Quote every line as written. Omit pictures.
*-*-*
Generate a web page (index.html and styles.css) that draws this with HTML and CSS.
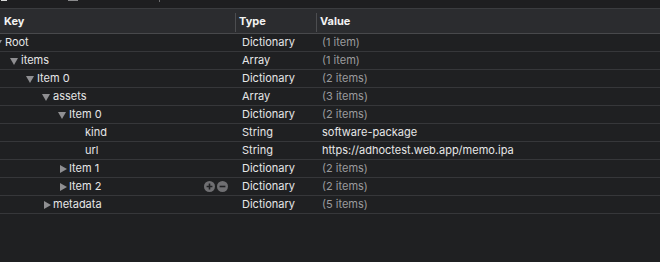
FILE: index.html
```html
<!DOCTYPE html>
<html lang="en">
<head>
    <meta charset="UTF-8">
    <title>Info.plist</title>
    <link rel="stylesheet" href="styles.css">
</head>
<body>
    <div class="toolbar-edge">
        <span class="edge-mark light"></span>
        <span class="edge-mark grey"></span>
        <span class="edge-mark tick"></span>
    </div>

    <div class="plist">
        <div class="plist-header">
            <div class="head-cell">Key</div>
            <div class="head-cell sep">Type</div>
            <div class="head-cell sep">Value</div>
        </div>

        <div class="plist-row">
            <div class="key lvl-0"><span class="disclosure open"></span>Root</div>
            <div class="type">Dictionary</div>
            <div class="value muted">(1 item)</div>
        </div>
        <div class="plist-row">
            <div class="key lvl-1"><span class="disclosure open"></span>items</div>
            <div class="type">Array</div>
            <div class="value muted">(1 item)</div>
        </div>
        <div class="plist-row">
            <div class="key lvl-2"><span class="disclosure open"></span>Item 0</div>
            <div class="type">Dictionary</div>
            <div class="value muted">(2 items)</div>
        </div>
        <div class="plist-row">
            <div class="key lvl-3"><span class="disclosure open"></span>assets</div>
            <div class="type">Array</div>
            <div class="value muted">(3 items)</div>
        </div>
        <div class="plist-row">
            <div class="key lvl-4"><span class="disclosure open"></span>Item 0</div>
            <div class="type">Dictionary</div>
            <div class="value muted">(2 items)</div>
        </div>
        <div class="plist-row">
            <div class="key lvl-5"><span class="disclosure"></span>kind</div>
            <div class="type">String</div>
            <div class="value">software-package</div>
        </div>
        <div class="plist-row">
            <div class="key lvl-5"><span class="disclosure"></span>url</div>
            <div class="type">String</div>
            <div class="value">https://adhoctest.web.app/memo.ipa</div>
        </div>
        <div class="plist-row">
            <div class="key lvl-4"><span class="disclosure closed"></span>Item 1</div>
            <div class="type">Dictionary</div>
            <div class="value muted">(2 items)</div>
        </div>
        <div class="plist-row">
            <div class="key lvl-4">
                <span class="disclosure closed"></span>Item 2
                <span class="row-actions">
                    <svg class="row-btn" width="11" height="11" viewBox="0 0 11 11">
                        <circle cx="5.5" cy="5.5" r="5.5" fill="#6f6f72"/>
                        <path d="M5.5 2.6v5.8M2.6 5.5h5.8" stroke="#1f2022" stroke-width="1.6"/>
                    </svg>
                    <svg class="row-btn" width="11" height="11" viewBox="0 0 11 11">
                        <circle cx="5.5" cy="5.5" r="5.5" fill="#6f6f72"/>
                        <path d="M2.6 5.5h5.8" stroke="#1f2022" stroke-width="1.6"/>
                    </svg>
                </span>
            </div>
            <div class="type">Dictionary</div>
            <div class="value muted">(2 items)</div>
        </div>
        <div class="plist-row">
            <div class="key lvl-3"><span class="disclosure closed"></span>metadata</div>
            <div class="type">Dictionary</div>
            <div class="value muted">(5 items)</div>
        </div>
    </div>
</body>
</html>
```

FILE: styles.css
```css
* {
    box-sizing: border-box;
    margin: 0;
    padding: 0;
}

body {
    background: #1f2022;
    color: #e2e2e3;
    font-family: Inter, 'Liberation Sans', sans-serif;
    font-size: 11px;
    width: 660px;
    height: 262px;
    overflow: hidden;
}

/* Cut-off toolbar above the editor */
.toolbar-edge {
    height: 8px;
    background: #1e1e20;
    display: flex;
    align-items: flex-start;
}

.edge-mark {
    height: 1px;
}

.edge-mark.light {
    width: 6px;
    margin-left: 1px;
    background: #d8d8d8;
}

.edge-mark.grey {
    width: 10px;
    margin-left: 61px;
    background: #8a8a8c;
}

.edge-mark.tick {
    width: 1px;
    margin-left: 81px;
    height: 2px;
    background: #6a6a6c;
}

/* Header */
.plist-header {
    display: grid;
    grid-template-columns: 235px 81px 1fr;
    height: 26px;
    background: #2b2c2f;
    border-top: 1px solid #3b3c3f;
    border-bottom: 1px solid #48494c;
}

.head-cell {
    position: relative;
    padding-left: 4px;
    line-height: 24px;
    font-weight: 700;
    color: #f2f2f2;
}

.head-cell.sep::before {
    content: "";
    position: absolute;
    left: 0;
    top: 4px;
    bottom: 1px;
    width: 1px;
    background: #4c4d50;
}

/* Rows */
.plist-row {
    display: grid;
    grid-template-columns: 235px 81px 1fr;
    height: 18px;
    line-height: 17px;
    border-bottom: 1px solid #36373a;
}

.key {
    display: flex;
    align-items: center;
    color: #e6e6e7;
    white-space: nowrap;
    padding-right: 7px;
}

.lvl-0 { padding-left: 0; margin-left: -6px; }
.lvl-1 { padding-left: 10px; }
.lvl-2 { padding-left: 26px; }
.lvl-3 { padding-left: 42px; }
.lvl-4 { padding-left: 58px; }
.lvl-5 { padding-left: 74px; }

.disclosure {
    width: 11px;
    height: 8px;
    flex-shrink: 0;
    position: relative;
}

.disclosure.open::after {
    content: "";
    position: absolute;
    left: 0;
    top: 1px;
    border-left: 4.5px solid transparent;
    border-right: 4.5px solid transparent;
    border-top: 7px solid #8f8f92;
}

.disclosure.closed::after {
    content: "";
    position: absolute;
    left: 2px;
    top: 0;
    border-top: 4px solid transparent;
    border-bottom: 4px solid transparent;
    border-left: 7px solid #8f8f92;
}

.row-actions {
    margin-left: auto;
    display: flex;
    gap: 2px;
}

.row-btn {
    display: block;
}

.type {
    padding-left: 7px;
    color: #e6e6e7;
}

.value {
    padding-left: 6px;
    color: #e6e6e7;
}

.value.muted {
    color: #9b9b9d;
}
```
*-*-*
ANSWER TO THE PROBLEM:
Generate a web page (index.html and styles.css) that draws this with HTML and CSS.
FILE: index.html
```html
<!DOCTYPE html>
<html lang="en">
<head>
    <meta charset="UTF-8">
    <title>Info.plist</title>
    <link rel="stylesheet" href="styles.css">
</head>
<body>
    <div class="toolbar-edge">
        <span class="edge-mark light"></span>
        <span class="edge-mark grey"></span>
        <span class="edge-mark tick"></span>
    </div>

    <div class="plist">
        <div class="plist-header">
            <div class="head-cell">Key</div>
            <div class="head-cell sep">Type</div>
            <div class="head-cell sep">Value</div>
        </div>

        <div class="plist-row">
            <div class="key lvl-0"><span class="disclosure open"></span>Root</div>
            <div class="type">Dictionary</div>
            <div class="value muted">(1 item)</div>
        </div>
        <div class="plist-row">
            <div class="key lvl-1"><span class="disclosure open"></span>items</div>
            <div class="type">Array</div>
            <div class="value muted">(1 item)</div>
        </div>
        <div class="plist-row">
            <div class="key lvl-2"><span class="disclosure open"></span>Item 0</div>
            <div class="type">Dictionary</div>
            <div class="value muted">(2 items)</div>
        </div>
        <div class="plist-row">
            <div class="key lvl-3"><span class="disclosure open"></span>assets</div>
            <div class="type">Array</div>
            <div class="value muted">(3 items)</div>
        </div>
        <div class="plist-row">
            <div class="key lvl-4"><span class="disclosure open"></span>Item 0</div>
            <div class="type">Dictionary</div>
            <div class="value muted">(2 items)</div>
        </div>
        <div class="plist-row">
            <div class="key lvl-5"><span class="disclosure"></span>kind</div>
            <div class="type">String</div>
            <div class="value">software-package</div>
        </div>
        <div class="plist-row">
            <div class="key lvl-5"><span class="disclosure"></span>url</div>
            <div class="type">String</div>
            <div class="value">https://adhoctest.web.app/memo.ipa</div>
        </div>
        <div class="plist-row">
            <div class="key lvl-4"><span class="disclosure closed"></span>Item 1</div>
            <div class="type">Dictionary</div>
            <div class="value muted">(2 items)</div>
        </div>
        <div class="plist-row">
            <div class="key lvl-4">
                <span class="disclosure closed"></span>Item 2
                <span class="row-actions">
                    <svg class="row-btn" width="11" height="11" viewBox="0 0 11 11">
                        <circle cx="5.5" cy="5.5" r="5.5" fill="#6f6f72"/>
                        <path d="M5.5 2.6v5.8M2.6 5.5h5.8" stroke="#1f2022" stroke-width="1.6"/>
                    </svg>
                    <svg class="row-btn" width="11" height="11" viewBox="0 0 11 11">
                        <circle cx="5.5" cy="5.5" r="5.5" fill="#6f6f72"/>
                        <path d="M2.6 5.5h5.8" stroke="#1f2022" stroke-width="1.6"/>
                    </svg>
                </span>
            </div>
            <div class="type">Dictionary</div>
            <div class="value muted">(2 items)</div>
        </div>
        <div class="plist-row">
            <div class="key lvl-3"><span class="disclosure closed"></span>metadata</div>
            <div class="type">Dictionary</div>
            <div class="value muted">(5 items)</div>
        </div>
    </div>
</body>
</html>
```

FILE: styles.css
```css
* {
    box-sizing: border-box;
    margin: 0;
    padding: 0;
}

body {
    background: #1f2022;
    color: #e2e2e3;
    font-family: Inter, 'Liberation Sans', sans-serif;
    font-size: 11px;
    width: 660px;
    height: 262px;
    overflow: hidden;
}

/* Cut-off toolbar above the editor */
.toolbar-edge {
    height: 8px;
    background: #1e1e20;
    display: flex;
    align-items: flex-start;
}

.edge-mark {
    height: 1px;
}

.edge-mark.light {
    width: 6px;
    margin-left: 1px;
    background: #d8d8d8;
}

.edge-mark.grey {
    width: 10px;
    margin-left: 61px;
    background: #8a8a8c;
}

.edge-mark.tick {
    width: 1px;
    margin-left: 81px;
    height: 2px;
    background: #6a6a6c;
}

/* Header */
.plist-header {
    display: grid;
    grid-template-columns: 235px 81px 1fr;
    height: 26px;
    background: #2b2c2f;
    border-top: 1px solid #3b3c3f;
    border-bottom: 1px solid #48494c;
}

.head-cell {
    position: relative;
    padding-left: 4px;
    line-height: 24px;
    font-weight: 700;
    color: #f2f2f2;
}

.head-cell.sep::before {
    content: "";
    position: absolute;
    left: 0;
    top: 4px;
    bottom: 1px;
    width: 1px;
    background: #4c4d50;
}

/* Rows */
.plist-row {
    display: grid;
    grid-template-columns: 235px 81px 1fr;
    height: 18px;
    line-height: 17px;
    border-bottom: 1px solid #36373a;
}

.key {
    display: flex;
    align-items: center;
    color: #e6e6e7;
    white-space: nowrap;
    padding-right: 7px;
}

.lvl-0 { padding-left: 0; margin-left: -6px; }
.lvl-1 { padding-left: 10px; }
.lvl-2 { padding-left: 26px; }
.lvl-3 { padding-left: 42px; }
.lvl-4 { padding-left: 58px; }
.lvl-5 { padding-left: 74px; }

.disclosure {
    width: 11px;
    height: 8px;
    flex-shrink: 0;
    position: relative;
}

.disclosure.open::after {
    content: "";
    position: absolute;
    left: 0;
    top: 1px;
    border-left: 4.5px solid transparent;
    border-right: 4.5px solid transparent;
    border-top: 7px solid #8f8f92;
}

.disclosure.closed::after {
    content: "";
    position: absolute;
    left: 2px;
    top: 0;
    border-top: 4px solid transparent;
    border-bottom: 4px solid transparent;
    border-left: 7px solid #8f8f92;
}

.row-actions {
    margin-left: auto;
    display: flex;
    gap: 2px;
}

.row-btn {
    display: block;
}

.type {
    padding-left: 7px;
    color: #e6e6e7;
}

.value {
    padding-left: 6px;
    color: #e6e6e7;
}

.value.muted {
    color: #9b9b9d;
}
```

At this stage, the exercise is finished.